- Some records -

'''

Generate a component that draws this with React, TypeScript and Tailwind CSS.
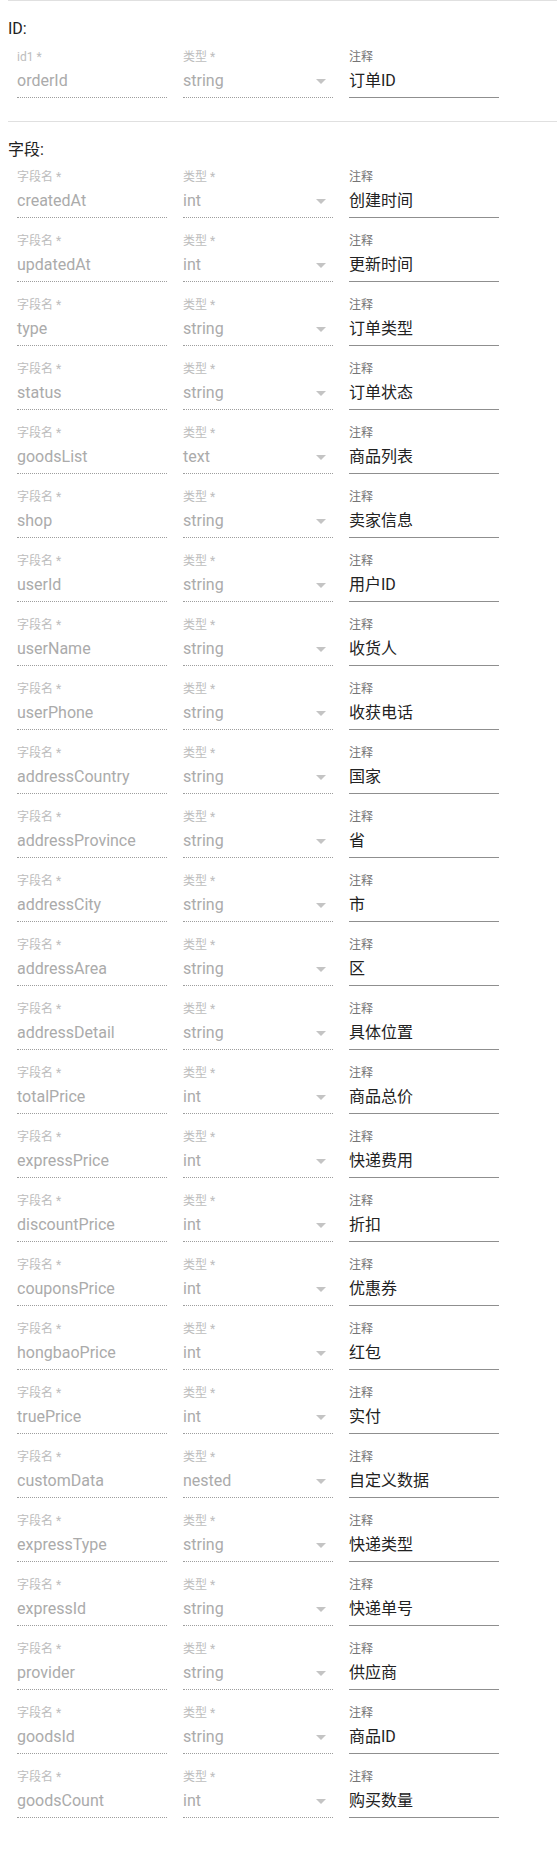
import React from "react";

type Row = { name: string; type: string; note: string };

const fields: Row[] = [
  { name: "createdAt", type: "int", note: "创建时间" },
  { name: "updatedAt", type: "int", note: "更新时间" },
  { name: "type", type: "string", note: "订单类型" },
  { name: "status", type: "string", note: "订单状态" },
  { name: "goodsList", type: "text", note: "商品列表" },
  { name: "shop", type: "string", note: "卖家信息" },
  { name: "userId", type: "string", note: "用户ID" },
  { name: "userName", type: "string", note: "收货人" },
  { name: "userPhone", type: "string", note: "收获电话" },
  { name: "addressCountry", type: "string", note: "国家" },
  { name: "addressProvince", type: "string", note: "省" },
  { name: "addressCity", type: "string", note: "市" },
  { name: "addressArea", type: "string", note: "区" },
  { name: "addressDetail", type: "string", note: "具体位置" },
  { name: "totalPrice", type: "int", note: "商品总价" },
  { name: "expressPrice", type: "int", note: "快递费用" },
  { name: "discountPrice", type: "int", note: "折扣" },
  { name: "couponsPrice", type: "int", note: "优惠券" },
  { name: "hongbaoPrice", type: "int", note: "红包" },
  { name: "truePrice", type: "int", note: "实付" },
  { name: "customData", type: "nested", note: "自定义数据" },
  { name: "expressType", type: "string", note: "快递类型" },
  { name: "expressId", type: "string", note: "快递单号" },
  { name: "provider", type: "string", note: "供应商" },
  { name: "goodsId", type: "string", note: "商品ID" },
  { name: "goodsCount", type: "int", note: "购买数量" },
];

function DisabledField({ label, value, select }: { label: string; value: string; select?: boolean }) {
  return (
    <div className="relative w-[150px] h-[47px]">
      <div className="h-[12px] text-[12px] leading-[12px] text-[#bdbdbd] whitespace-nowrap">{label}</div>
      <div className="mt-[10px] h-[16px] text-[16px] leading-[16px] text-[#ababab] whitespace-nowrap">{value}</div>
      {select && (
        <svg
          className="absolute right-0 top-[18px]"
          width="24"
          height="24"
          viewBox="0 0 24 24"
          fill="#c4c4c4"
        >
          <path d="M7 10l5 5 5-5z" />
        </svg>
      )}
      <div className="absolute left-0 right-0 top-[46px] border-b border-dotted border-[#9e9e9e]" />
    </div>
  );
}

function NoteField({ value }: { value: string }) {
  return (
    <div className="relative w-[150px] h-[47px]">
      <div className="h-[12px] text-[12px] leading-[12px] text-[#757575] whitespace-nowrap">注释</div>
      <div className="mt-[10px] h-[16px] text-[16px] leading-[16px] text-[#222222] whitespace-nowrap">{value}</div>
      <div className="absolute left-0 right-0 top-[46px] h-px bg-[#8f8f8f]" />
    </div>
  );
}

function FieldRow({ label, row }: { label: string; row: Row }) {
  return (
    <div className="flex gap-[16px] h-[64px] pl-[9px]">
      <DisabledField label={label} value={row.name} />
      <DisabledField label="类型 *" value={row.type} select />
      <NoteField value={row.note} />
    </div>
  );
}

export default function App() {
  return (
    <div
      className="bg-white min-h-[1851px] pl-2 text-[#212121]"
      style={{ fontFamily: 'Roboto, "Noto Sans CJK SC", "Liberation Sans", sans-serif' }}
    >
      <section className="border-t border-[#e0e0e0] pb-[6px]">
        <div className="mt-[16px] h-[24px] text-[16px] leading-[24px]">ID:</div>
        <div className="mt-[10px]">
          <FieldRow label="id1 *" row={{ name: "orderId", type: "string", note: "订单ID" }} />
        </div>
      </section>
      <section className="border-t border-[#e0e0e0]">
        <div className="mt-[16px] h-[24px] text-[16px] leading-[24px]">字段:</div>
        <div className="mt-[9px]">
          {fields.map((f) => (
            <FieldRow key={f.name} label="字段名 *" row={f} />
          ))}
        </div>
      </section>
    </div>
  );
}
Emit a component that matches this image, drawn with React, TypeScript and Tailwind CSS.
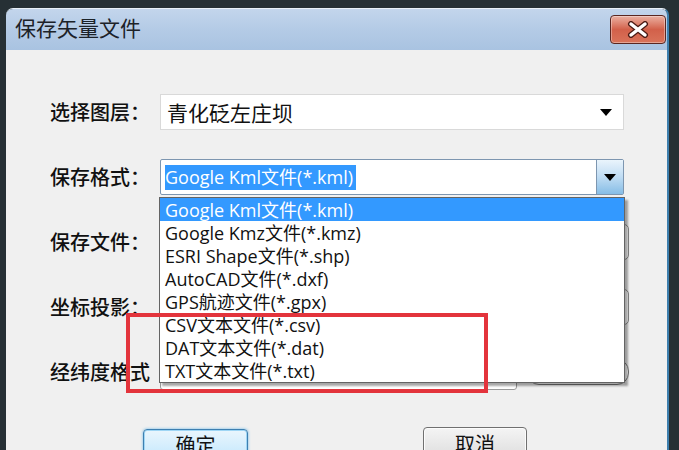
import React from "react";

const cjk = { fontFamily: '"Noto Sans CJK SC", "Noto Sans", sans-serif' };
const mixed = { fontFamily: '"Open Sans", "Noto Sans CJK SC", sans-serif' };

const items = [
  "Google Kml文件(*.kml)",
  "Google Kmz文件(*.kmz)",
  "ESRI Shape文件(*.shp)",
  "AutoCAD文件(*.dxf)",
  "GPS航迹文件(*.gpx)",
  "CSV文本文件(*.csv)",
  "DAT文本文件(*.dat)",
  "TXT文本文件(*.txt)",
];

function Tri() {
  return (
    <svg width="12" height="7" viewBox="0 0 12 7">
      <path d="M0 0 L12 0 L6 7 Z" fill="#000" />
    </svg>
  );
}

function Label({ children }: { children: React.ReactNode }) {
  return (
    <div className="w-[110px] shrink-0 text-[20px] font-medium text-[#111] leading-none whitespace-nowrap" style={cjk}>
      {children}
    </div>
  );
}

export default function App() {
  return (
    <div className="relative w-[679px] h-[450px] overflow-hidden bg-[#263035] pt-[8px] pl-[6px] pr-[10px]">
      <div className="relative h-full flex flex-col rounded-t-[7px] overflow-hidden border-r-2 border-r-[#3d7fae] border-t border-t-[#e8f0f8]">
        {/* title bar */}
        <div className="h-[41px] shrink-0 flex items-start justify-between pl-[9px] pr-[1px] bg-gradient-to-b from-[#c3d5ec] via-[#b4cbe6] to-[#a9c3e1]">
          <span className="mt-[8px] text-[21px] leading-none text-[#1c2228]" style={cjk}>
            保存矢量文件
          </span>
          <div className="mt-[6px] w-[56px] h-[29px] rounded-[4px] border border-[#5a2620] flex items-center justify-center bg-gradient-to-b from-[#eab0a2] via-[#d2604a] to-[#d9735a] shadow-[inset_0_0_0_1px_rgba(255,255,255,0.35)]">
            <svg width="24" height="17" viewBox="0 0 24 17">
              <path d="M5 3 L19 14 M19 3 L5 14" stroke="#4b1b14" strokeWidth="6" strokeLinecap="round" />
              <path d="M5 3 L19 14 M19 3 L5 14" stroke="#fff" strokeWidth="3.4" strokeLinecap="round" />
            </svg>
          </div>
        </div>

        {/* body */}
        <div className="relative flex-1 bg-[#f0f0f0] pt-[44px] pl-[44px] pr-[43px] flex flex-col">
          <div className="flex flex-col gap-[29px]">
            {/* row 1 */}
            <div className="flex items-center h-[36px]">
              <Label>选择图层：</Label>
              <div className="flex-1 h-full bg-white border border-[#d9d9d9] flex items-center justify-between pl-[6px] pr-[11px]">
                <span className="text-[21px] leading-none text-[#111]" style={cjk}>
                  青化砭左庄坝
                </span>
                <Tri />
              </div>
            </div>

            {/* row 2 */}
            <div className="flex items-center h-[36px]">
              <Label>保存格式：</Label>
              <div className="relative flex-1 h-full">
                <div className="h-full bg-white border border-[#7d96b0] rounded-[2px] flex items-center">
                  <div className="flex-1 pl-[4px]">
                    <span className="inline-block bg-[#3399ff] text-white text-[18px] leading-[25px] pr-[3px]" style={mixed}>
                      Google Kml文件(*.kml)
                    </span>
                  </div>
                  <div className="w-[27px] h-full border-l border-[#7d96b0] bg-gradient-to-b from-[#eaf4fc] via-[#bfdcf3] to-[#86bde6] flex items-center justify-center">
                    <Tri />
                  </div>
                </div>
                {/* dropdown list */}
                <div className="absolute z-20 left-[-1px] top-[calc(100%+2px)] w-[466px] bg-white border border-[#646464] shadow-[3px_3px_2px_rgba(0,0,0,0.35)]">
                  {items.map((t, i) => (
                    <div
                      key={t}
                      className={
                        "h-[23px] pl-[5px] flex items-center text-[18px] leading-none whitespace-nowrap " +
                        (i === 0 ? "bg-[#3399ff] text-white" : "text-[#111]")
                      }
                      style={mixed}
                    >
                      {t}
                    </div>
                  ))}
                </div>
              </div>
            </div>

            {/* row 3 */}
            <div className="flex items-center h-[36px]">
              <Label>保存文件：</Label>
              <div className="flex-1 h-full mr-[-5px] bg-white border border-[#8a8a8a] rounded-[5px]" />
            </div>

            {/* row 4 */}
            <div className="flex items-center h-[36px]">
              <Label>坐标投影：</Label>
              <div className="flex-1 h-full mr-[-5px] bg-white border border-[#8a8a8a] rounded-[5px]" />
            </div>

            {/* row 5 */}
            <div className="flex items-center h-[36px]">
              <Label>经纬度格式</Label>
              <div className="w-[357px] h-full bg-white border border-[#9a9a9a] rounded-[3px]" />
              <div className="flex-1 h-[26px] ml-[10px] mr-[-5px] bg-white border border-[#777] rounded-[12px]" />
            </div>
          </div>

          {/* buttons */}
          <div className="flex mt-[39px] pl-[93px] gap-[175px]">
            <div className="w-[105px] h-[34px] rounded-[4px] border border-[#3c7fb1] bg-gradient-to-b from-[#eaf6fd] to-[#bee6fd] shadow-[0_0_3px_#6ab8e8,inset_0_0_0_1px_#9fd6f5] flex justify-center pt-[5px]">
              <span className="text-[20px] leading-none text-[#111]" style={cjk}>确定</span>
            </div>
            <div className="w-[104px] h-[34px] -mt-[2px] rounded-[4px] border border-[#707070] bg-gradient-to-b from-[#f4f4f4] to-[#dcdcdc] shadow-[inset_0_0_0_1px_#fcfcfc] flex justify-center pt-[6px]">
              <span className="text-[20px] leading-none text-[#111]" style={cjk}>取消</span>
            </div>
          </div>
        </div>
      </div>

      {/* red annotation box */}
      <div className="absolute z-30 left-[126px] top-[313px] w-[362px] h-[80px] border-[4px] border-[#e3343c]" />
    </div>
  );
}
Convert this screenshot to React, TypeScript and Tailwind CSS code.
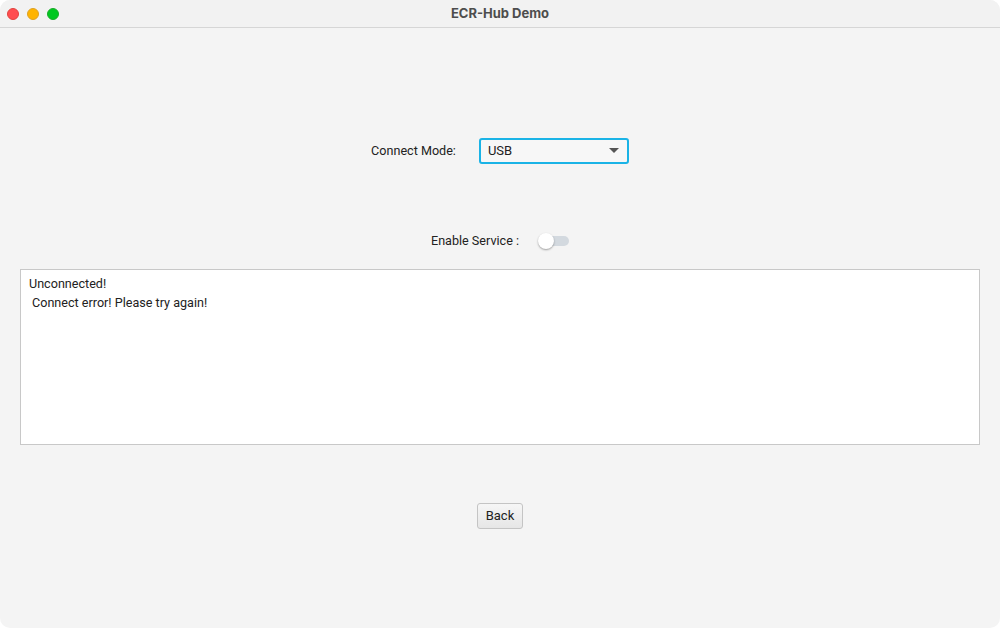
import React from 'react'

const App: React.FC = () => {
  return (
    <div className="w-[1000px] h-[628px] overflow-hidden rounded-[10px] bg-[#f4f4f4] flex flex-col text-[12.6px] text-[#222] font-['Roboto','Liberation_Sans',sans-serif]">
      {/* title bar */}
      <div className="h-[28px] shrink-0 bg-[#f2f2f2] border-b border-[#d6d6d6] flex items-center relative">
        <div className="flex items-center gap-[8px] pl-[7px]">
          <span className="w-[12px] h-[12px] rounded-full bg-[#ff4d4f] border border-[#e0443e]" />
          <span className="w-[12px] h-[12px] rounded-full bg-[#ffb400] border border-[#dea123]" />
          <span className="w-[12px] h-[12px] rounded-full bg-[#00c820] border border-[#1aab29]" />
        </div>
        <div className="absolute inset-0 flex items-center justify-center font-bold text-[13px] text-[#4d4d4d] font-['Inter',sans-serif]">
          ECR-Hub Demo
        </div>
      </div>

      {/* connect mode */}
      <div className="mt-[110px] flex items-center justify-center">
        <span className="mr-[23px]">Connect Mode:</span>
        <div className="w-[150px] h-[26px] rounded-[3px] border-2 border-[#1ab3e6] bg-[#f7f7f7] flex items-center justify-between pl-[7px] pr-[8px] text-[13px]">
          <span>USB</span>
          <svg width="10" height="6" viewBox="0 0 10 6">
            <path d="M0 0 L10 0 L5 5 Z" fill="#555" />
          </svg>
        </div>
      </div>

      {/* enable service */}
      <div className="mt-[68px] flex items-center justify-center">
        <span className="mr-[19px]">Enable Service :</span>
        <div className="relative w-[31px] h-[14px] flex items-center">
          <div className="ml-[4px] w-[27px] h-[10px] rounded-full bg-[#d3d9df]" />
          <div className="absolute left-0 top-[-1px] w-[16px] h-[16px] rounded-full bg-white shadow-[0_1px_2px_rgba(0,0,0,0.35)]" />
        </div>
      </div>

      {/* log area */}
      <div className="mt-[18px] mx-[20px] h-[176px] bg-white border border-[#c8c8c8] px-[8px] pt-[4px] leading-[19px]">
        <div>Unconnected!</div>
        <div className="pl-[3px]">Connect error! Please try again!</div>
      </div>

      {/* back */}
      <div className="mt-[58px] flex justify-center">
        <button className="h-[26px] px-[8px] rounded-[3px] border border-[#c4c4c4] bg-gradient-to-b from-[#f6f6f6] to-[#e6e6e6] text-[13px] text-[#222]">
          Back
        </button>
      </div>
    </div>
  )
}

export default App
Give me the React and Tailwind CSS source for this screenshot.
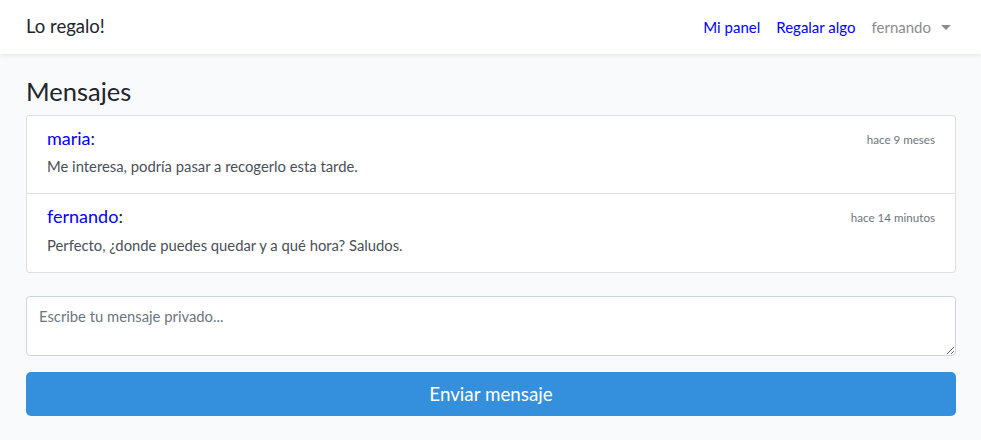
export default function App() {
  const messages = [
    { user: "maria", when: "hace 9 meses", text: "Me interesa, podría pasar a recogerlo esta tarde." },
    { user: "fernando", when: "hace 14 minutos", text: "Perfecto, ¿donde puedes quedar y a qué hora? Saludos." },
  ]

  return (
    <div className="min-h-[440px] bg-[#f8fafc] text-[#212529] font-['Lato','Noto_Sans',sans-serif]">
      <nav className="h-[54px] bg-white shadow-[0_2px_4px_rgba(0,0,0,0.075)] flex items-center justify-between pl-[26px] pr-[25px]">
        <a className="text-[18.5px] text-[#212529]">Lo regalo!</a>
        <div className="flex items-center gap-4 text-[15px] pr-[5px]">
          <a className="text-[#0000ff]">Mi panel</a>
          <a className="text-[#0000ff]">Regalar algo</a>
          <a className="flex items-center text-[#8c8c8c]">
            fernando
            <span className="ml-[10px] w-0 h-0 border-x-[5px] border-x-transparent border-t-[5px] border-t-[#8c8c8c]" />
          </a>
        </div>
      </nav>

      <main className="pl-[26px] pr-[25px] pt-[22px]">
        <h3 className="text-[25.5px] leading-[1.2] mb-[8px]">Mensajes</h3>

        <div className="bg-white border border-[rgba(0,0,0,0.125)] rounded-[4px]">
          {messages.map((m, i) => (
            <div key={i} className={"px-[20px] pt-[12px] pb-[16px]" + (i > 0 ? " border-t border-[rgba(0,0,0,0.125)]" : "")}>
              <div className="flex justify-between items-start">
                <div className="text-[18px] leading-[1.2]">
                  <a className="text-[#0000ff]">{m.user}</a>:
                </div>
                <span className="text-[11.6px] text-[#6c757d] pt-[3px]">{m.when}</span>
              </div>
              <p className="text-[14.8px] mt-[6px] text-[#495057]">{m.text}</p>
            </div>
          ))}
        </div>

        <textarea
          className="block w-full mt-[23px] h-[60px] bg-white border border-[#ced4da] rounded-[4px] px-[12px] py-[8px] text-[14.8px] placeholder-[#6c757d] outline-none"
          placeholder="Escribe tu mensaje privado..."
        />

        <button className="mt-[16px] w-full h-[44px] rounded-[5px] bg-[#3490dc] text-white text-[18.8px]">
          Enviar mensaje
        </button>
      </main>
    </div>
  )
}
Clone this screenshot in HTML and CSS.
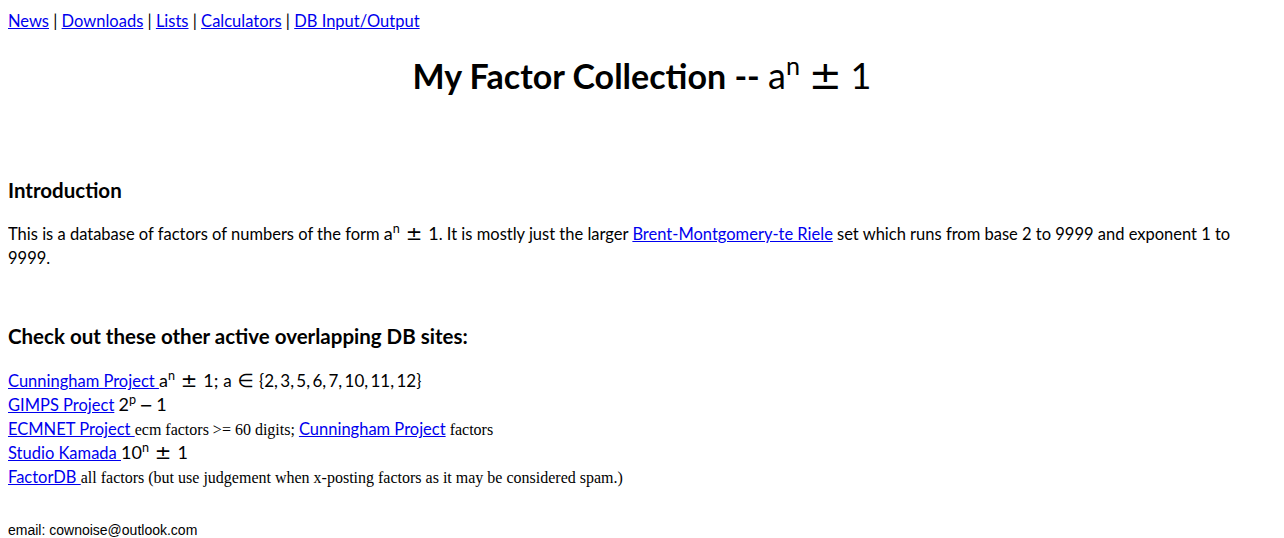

'''

- Short task -
Give only the number of lines in the entries above that hold the string "TypeScript".

- Answer for the task -
3